WHAT IS BEING ASKED: Every line from the one with "Emit a component" to the one with "columns to show</div>", including those two, is to be copied exactly; all other lines of the entries below are left out.

RECORD LIST:
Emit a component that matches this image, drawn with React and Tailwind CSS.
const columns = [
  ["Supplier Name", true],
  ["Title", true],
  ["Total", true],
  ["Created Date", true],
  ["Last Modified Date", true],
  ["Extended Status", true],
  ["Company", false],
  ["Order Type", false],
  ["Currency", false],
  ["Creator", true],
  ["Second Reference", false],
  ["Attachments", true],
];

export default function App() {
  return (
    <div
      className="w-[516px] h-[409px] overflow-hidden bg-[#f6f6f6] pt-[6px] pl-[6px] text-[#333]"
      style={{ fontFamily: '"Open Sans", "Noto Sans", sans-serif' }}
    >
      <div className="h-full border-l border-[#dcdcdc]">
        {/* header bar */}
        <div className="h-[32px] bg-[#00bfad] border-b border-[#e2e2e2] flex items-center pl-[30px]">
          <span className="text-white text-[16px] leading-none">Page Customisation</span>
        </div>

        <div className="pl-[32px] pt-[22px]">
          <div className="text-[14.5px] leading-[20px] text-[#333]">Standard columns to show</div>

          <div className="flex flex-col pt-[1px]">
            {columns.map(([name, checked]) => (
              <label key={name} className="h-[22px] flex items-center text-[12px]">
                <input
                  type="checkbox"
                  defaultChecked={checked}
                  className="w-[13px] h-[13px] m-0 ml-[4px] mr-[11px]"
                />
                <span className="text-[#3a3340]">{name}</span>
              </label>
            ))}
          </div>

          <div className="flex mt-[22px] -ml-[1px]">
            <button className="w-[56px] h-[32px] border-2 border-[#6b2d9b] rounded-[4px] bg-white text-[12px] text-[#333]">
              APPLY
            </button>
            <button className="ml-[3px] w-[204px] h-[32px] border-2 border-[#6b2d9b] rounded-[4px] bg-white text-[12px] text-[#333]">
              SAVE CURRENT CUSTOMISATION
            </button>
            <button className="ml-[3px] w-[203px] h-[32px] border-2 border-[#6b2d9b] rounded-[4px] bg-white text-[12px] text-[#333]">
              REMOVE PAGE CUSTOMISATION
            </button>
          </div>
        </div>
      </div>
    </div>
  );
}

--

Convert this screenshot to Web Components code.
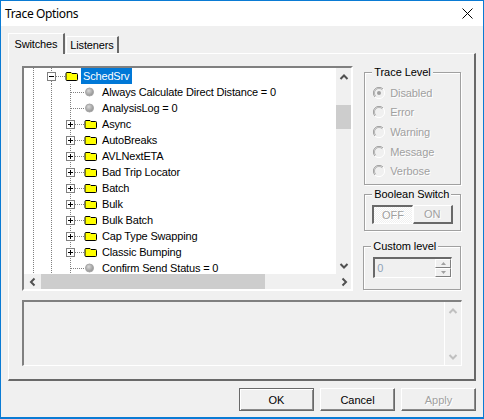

SOLUTION FOR THIS EXERCISE:
Emit a component that matches this image, drawn with React and Tailwind CSS.
const columns = [
  ["Supplier Name", true],
  ["Title", true],
  ["Total", true],
  ["Created Date", true],
  ["Last Modified Date", true],
  ["Extended Status", true],
  ["Company", false],
  ["Order Type", false],
  ["Currency", false],
  ["Creator", true],
  ["Second Reference", false],
  ["Attachments", true],
];

export default function App() {
  return (
    <div
      className="w-[516px] h-[409px] overflow-hidden bg-[#f6f6f6] pt-[6px] pl-[6px] text-[#333]"
      style={{ fontFamily: '"Open Sans", "Noto Sans", sans-serif' }}
    >
      <div className="h-full border-l border-[#dcdcdc]">
        {/* header bar */}
        <div className="h-[32px] bg-[#00bfad] border-b border-[#e2e2e2] flex items-center pl-[30px]">
          <span className="text-white text-[16px] leading-none">Page Customisation</span>
        </div>

        <div className="pl-[32px] pt-[22px]">
          <div className="text-[14.5px] leading-[20px] text-[#333]">Standard columns to show</div>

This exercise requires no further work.